Heavy metal ions can be removed by adding hydroxide ions. When hydroxide ions are added to a solution containing nickel ions, a precipitate of nickel(II) hydroxide, \({\text{Ni(OH}}{{\text{)}}_{\text{2}}}\), is formed. The solubility product of nickel(II) hydroxide is \(6.50 \times {10^{ - 18}}\) at 298 K. Determine the mass of nickel ions that remains in one litre (\({\text{1.00 d}}{{\text{m}}^{\text{3}}}\)) of water at 298 K with a pH of 7 after the precipitation reaction has occurred.

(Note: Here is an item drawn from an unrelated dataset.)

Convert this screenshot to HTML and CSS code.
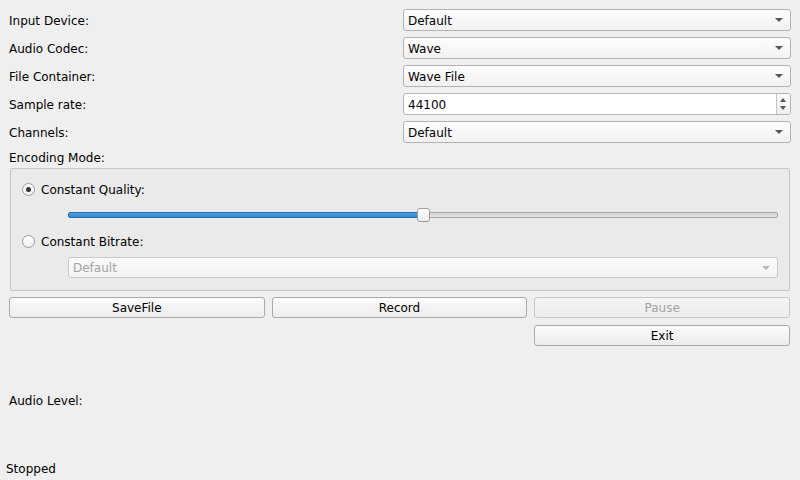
FILE: index.html
```html
<!DOCTYPE html>
<html>
<head>
<meta charset="utf-8">
<link rel="stylesheet" href="styles.css">
</head>
<body>
<div class="main">
  <div class="form">
    <div class="label">Input Device:</div>
    <div class="combo"><span class="combo-text">Default</span><span class="arrow"></span></div>
    <div class="label">Audio Codec:</div>
    <div class="combo"><span class="combo-text">Wave</span><span class="arrow"></span></div>
    <div class="label">File Container:</div>
    <div class="combo"><span class="combo-text">Wave File</span><span class="arrow"></span></div>
    <div class="label">Sample rate:</div>
    <div class="spin"><span class="spin-text">44100</span><span class="spin-btns"><span class="up"></span><span class="down"></span></span></div>
    <div class="label">Channels:</div>
    <div class="combo"><span class="combo-text">Default</span><span class="arrow"></span></div>
    <div class="enc-label">Encoding Mode:</div>
    <div class="group">
      <div class="radio-row"><span class="radio checked"></span><span class="radio-text">Constant Quality:</span></div>
      <div class="slider-row">
        <div class="slider">
          <div class="groove"></div>
          <div class="fill"></div>
          <div class="handle"></div>
        </div>
      </div>
      <div class="radio-row"><span class="radio"></span><span class="radio-text">Constant Bitrate:</span></div>
      <div class="combo disabled indented"><span class="combo-text">Default</span><span class="arrow"></span></div>
    </div>
  </div>
  <div class="buttons">
    <div class="btn">SaveFile</div>
    <div class="btn">Record</div>
    <div class="btn disabled">Pause</div>
    <div class="spacer"></div>
    <div class="spacer"></div>
    <div class="btn">Exit</div>
  </div>
  <div class="level-row">Audio Level:</div>
</div>
<div class="statusbar">Stopped</div>
</body>
</html>
```
FILE: styles.css
```css
* { box-sizing: border-box; }
html, body { margin: 0; padding: 0; }
body {
  width: 800px;
  height: 480px;
  overflow: hidden;
  background: #efefef;
  font-family: "DejaVu Sans", sans-serif;
  font-size: 12px;
  color: #000;
  display: flex;
  flex-direction: column;
}
.main {
  flex: 1;
  padding: 9px;
  display: flex;
  flex-direction: column;
  gap: 6px;
}
.form {
  display: grid;
  grid-template-columns: 1fr 1fr;
  column-gap: 6px;
  row-gap: 6px;
}
.label {
  height: 22px;
  line-height: 24px;
  white-space: nowrap;
}
.combo {
  position: relative;
  height: 22px;
  border: 1px solid #b3b3b3;
  border-radius: 3px;
  background: linear-gradient(#fdfdfd, #f1f1f1);
  padding-left: 4px;
  line-height: 22px;
}
.arrow {
  position: absolute;
  right: 7px;
  top: 8px;
  width: 0;
  height: 0;
  border-left: 4px solid transparent;
  border-right: 4px solid transparent;
  border-top: 4px solid #555;
}
.combo.disabled {
  height: 21px;
  line-height: 21px;
  border-color: #c9c9c9;
  color: #a3a3a3;
  background: linear-gradient(#fafafa, #f3f3f3);
}
.combo.disabled .arrow { border-top-color: #b5b5b5; }
.indented { margin-left: 46px; }
.spin {
  position: relative;
  height: 22px;
  border: 1px solid #b3b3b3;
  border-radius: 3px;
  background: #fff;
  padding-left: 4px;
  line-height: 22px;
}
.spin-btns {
  position: absolute;
  right: 0;
  top: 0;
  bottom: 0;
  width: 14px;
  border-left: 1px solid #c4c4c4;
  background: linear-gradient(#fbfbfb, #eeeeee);
  border-radius: 0 2px 2px 0;
}
.up, .down {
  position: absolute;
  left: 3px;
  width: 0;
  height: 0;
  border-left: 3.5px solid transparent;
  border-right: 3.5px solid transparent;
}
.up { top: 4px; border-bottom: 4px solid #555; }
.down { top: 12px; border-top: 4px solid #555; }
.enc-label {
  grid-column: 1 / 3;
  height: 13px;
  line-height: 18px;
  white-space: nowrap;
}
.group {
  grid-column: 1 / 3;
  margin: 0 1px;
  border: 1px solid #c6c6c6;
  border-radius: 2px;
  background: #eaeaea;
  padding: 10px 11px 11px 11px;
  display: flex;
  flex-direction: column;
  gap: 6px;
  height: 123px;
}
.radio-row {
  height: 20px;
  display: flex;
  align-items: center;
  gap: 6px;
}
.radio-text { position: relative; top: 0.5px; }
.radio {
  width: 13px;
  height: 13px;
  border: 1px solid #9a9a9a;
  border-radius: 50%;
  background: linear-gradient(#ffffff, #f0f0f0);
  position: relative;
  flex: none;
}
.radio.checked::after {
  content: "";
  position: absolute;
  left: 3px;
  top: 3px;
  width: 5px;
  height: 5px;
  border-radius: 50%;
  background: #333;
}
.slider-row {
  height: 20px;
  padding-left: 46px;
  display: flex;
  align-items: center;
}
.slider {
  position: relative;
  flex: 1;
  height: 14px;
}
.groove {
  position: absolute;
  left: 0;
  right: 0;
  top: 4px;
  height: 6px;
  border: 1px solid #a9a9a9;
  border-radius: 2px;
  background: linear-gradient(#d4d4d4, #e2e2e2);
}
.fill {
  position: absolute;
  left: 0;
  top: 4px;
  height: 6px;
  width: calc((100% - 13px) * 0.5 + 2px);
  border: 1px solid #2b6ca3;
  border-radius: 2px 0 0 2px;
  background: linear-gradient(#4aa0e6, #2f86d2);
}
.handle {
  position: absolute;
  top: 0;
  left: calc((100% - 13px) * 0.5);
  width: 13px;
  height: 14px;
  border: 1px solid #9c9c9c;
  border-radius: 3px;
  background: linear-gradient(#ffffff, #ededed);
}
.buttons {
  display: grid;
  grid-template-columns: 1fr 1fr 1fr;
  column-gap: 6px;
  row-gap: 7px;
}
.btn {
  height: 21px;
  margin-right: 1px;
  border: 1px solid #a9a9a9;
  border-radius: 3px;
  background: linear-gradient(#fbfbfb, #ececec);
  text-align: center;
  line-height: 21px;
}
.btn.disabled {
  border-color: #c8c8c8;
  color: #a3a3a3;
  background: linear-gradient(#f4f4f4, #ededed);
}
.level-row {
  flex: 1;
  display: flex;
  align-items: center;
}
.statusbar {
  height: 22px;
  line-height: 22px;
  padding-left: 6px;
}
```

\({K_{{\text{sp}}}} = {\text{[N}}{{\text{i}}^{2 + }}{\text{]}} \times {{\text{[O}}{{\text{H}}^ - }{\text{]}}^2}\);

\({\text{[O}}{{\text{H}}^ - }{\text{]}} = 2{\text{[N}}{{\text{i}}^{2 + }}{\text{] hence }}{K_{{\text{sp}}}} = 4{{\text{[N}}{{\text{i}}^{2 + }}{\text{]}}^3}\);

\({\text{[N}}{{\text{i}}^{2 + }}{\text{]}} = {\left( {\frac{{6.50 \times {{10}^{ - 18}}}}{4}} \right)^{\frac{1}{2}}} = 1.18 \times {10^{ - 6}}{\text{ mol}}\,{\text{d}}{{\text{m}}^{ - 3}}\);

Mass of \({\text{N}}{{\text{i}}^{2 + }}\) in \({\text{1 d}}{{\text{m}}^3} = 58.71 \times 1.18 \times {10^{ - 6}} = 6.90 \times {10^{ - 5}}{\text{ g}}\);

Award [4] for correct final answer.

Accept

K_sp = [Ni²⁺] \( \times \) [OH^–]²;

pH = pOH = 7 \( \to \) [OH^–] = 10^–7 mol\(\,\)dm^–3;

[Ni²⁺] = \(\frac{{6.50 \times 1{0^{ - 18}}}}{{{{(1{0^{ - 7}})}^2}}}\) = 6.50 \( \times \) 10^–4 mol\(\,\)dm^–3;

Mass of Ni²⁺ in 1 dm³ = 6.50 \( \times \) 10^–4 \( \times \) 58.71 = 3.82 \( \times \) 10^–2 g;

Award [4] for correct final answer.

Part (d) was poorly answered. Only very few candidates scored full marks, generally giving the alternative calculation. Some managed to score partial and EFC marks.